▶ **Problem statement**: In the listing below, locate the lines that hold the string "this". Copy those lines.

▶ **Collected material**:
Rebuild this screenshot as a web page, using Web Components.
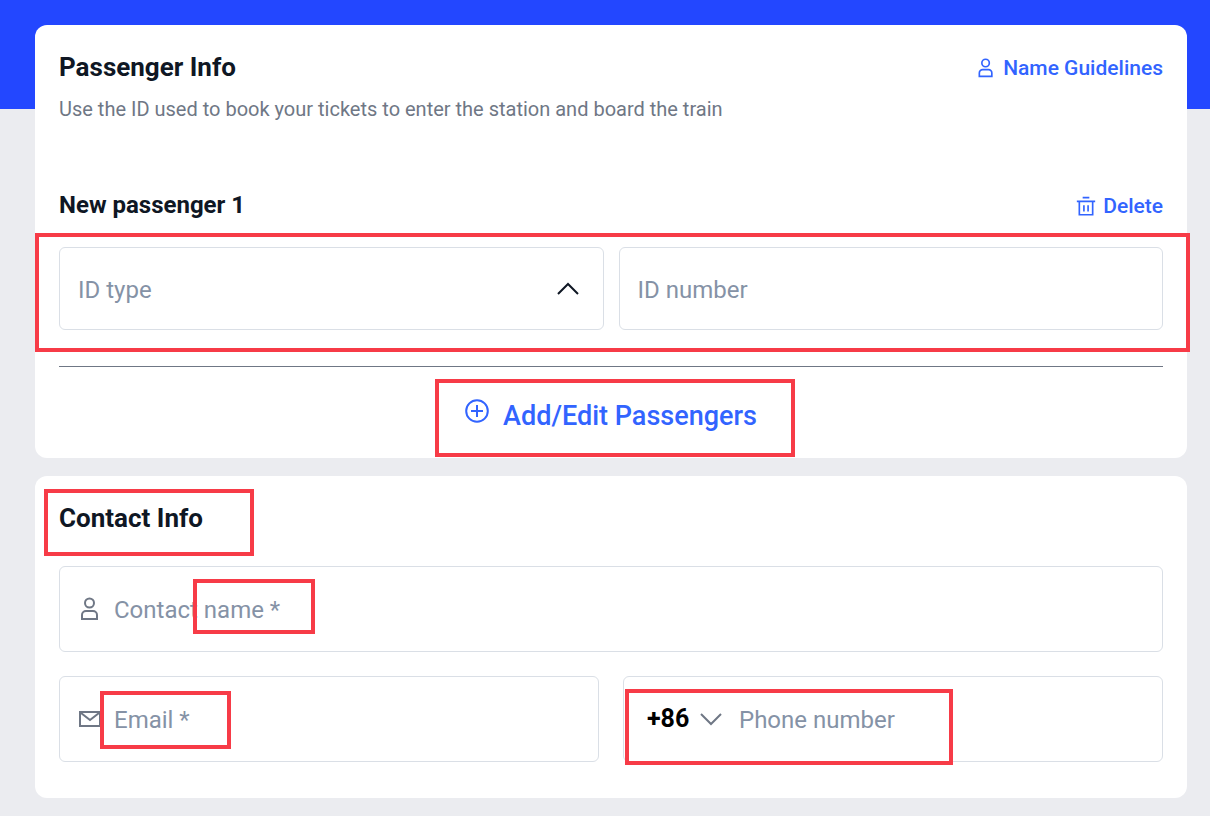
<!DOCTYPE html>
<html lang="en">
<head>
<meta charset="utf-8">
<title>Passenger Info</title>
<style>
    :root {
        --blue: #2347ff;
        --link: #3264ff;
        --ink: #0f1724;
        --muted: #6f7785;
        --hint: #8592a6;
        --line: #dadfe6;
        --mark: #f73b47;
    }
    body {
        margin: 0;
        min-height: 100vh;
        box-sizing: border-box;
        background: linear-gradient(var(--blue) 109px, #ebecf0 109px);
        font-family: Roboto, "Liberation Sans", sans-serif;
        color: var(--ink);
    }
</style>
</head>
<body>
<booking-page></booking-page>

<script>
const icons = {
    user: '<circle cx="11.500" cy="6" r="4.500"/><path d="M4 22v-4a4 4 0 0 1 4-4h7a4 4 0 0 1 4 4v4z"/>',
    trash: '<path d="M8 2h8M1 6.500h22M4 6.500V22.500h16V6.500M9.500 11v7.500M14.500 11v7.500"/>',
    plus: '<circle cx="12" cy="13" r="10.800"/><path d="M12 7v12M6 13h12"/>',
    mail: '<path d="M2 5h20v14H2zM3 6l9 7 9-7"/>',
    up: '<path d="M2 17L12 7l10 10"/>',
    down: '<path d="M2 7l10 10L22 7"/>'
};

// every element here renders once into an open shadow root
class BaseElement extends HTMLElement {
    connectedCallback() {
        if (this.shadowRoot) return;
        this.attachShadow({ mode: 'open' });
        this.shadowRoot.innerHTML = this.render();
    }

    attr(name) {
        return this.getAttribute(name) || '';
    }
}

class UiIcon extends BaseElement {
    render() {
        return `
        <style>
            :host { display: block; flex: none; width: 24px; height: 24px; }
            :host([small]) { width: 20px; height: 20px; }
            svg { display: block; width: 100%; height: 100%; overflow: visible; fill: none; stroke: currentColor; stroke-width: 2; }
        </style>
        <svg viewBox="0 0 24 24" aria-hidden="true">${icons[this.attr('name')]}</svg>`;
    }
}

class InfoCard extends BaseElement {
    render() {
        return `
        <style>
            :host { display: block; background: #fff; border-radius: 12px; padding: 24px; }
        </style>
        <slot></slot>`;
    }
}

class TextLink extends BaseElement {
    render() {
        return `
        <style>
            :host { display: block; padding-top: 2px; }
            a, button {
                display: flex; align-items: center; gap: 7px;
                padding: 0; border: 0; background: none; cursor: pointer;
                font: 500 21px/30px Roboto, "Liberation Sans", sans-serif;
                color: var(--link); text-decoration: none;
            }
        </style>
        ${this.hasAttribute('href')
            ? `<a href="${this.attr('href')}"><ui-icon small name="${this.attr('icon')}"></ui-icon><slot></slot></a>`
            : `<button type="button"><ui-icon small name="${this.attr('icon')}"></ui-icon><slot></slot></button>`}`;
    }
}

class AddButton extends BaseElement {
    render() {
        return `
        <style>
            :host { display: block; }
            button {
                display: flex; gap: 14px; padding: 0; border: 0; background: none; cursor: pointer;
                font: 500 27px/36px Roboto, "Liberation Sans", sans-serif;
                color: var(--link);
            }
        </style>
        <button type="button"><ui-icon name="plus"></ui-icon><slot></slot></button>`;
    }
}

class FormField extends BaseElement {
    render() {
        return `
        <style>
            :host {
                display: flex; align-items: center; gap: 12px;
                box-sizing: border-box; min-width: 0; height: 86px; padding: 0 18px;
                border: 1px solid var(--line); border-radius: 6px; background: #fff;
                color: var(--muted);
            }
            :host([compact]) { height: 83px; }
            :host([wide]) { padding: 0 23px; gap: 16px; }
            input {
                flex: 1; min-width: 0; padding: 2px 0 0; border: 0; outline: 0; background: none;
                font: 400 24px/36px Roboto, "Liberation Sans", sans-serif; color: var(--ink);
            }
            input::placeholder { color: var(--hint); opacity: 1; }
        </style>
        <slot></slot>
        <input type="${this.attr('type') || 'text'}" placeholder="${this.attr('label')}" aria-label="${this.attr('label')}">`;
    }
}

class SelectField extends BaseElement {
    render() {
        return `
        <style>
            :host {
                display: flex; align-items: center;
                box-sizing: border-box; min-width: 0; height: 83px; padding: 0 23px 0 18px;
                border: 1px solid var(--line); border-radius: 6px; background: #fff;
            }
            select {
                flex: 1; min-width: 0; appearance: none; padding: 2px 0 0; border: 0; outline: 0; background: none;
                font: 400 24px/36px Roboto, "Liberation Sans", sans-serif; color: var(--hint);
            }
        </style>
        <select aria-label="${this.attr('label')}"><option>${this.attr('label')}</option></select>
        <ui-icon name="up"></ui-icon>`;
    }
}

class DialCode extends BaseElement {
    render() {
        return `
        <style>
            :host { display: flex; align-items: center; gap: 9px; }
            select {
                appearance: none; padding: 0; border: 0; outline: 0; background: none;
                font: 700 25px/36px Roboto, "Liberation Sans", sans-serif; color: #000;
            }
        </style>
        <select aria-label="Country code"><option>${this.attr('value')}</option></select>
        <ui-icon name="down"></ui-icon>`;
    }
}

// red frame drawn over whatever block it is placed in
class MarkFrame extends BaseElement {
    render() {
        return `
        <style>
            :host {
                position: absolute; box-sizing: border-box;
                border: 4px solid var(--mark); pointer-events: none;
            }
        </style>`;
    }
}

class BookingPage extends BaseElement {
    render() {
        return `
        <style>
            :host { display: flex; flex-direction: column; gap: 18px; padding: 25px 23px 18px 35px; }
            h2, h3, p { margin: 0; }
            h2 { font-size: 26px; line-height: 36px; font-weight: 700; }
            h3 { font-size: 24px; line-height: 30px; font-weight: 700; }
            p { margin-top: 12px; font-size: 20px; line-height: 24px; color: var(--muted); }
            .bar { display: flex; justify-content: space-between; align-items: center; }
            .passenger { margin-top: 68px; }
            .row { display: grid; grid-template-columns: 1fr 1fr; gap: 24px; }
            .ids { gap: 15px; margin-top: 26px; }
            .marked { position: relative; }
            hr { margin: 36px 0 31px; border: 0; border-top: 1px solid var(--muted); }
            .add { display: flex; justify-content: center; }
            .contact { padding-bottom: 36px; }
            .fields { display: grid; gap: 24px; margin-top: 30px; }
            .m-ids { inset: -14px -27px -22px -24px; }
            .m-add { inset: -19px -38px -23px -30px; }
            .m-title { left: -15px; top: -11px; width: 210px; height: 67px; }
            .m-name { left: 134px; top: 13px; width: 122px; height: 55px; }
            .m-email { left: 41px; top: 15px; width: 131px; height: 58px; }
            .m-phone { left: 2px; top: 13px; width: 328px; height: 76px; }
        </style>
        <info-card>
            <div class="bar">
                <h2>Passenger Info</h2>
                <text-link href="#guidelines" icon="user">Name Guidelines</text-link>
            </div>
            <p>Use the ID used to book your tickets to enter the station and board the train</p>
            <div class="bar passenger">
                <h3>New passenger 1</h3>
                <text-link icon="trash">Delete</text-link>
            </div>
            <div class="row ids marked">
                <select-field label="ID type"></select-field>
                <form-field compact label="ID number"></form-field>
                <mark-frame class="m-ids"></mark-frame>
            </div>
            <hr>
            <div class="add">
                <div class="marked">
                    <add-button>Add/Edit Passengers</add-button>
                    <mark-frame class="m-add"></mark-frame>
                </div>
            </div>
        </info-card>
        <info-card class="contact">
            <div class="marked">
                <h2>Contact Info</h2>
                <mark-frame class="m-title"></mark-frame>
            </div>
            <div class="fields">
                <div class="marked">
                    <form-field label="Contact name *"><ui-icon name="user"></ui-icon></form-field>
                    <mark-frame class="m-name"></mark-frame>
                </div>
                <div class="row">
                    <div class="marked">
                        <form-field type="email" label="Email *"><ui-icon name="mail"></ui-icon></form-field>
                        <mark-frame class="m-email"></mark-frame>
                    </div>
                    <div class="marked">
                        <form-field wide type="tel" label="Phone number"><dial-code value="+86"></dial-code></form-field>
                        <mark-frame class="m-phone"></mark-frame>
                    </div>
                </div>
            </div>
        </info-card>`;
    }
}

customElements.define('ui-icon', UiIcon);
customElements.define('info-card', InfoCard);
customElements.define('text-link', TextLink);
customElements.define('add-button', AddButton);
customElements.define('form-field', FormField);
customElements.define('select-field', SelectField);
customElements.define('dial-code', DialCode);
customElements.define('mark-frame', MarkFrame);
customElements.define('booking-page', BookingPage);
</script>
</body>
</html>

▶ **Full response**:
Rebuild this screenshot as a web page, using Web Components.
        if (this.shadowRoot) return;
        this.attachShadow({ mode: 'open' });
        this.shadowRoot.innerHTML = this.render();
        return this.getAttribute(name) || '';
        <svg viewBox="0 0 24 24" aria-hidden="true">${icons[this.attr('name')]}</svg>`;
        ${this.hasAttribute('href')
            ? `<a href="${this.attr('href')}"><ui-icon small name="${this.attr('icon')}"></ui-icon><slot></slot></a>`
            : `<button type="button"><ui-icon small name="${this.attr('icon')}"></ui-icon><slot></slot></button>`}`;
        <input type="${this.attr('type') || 'text'}" placeholder="${this.attr('label')}" aria-label="${this.attr('label')}">`;
        <select aria-label="${this.attr('label')}"><option>${this.attr('label')}</option></select>
        <select aria-label="Country code"><option>${this.attr('value')}</option></select>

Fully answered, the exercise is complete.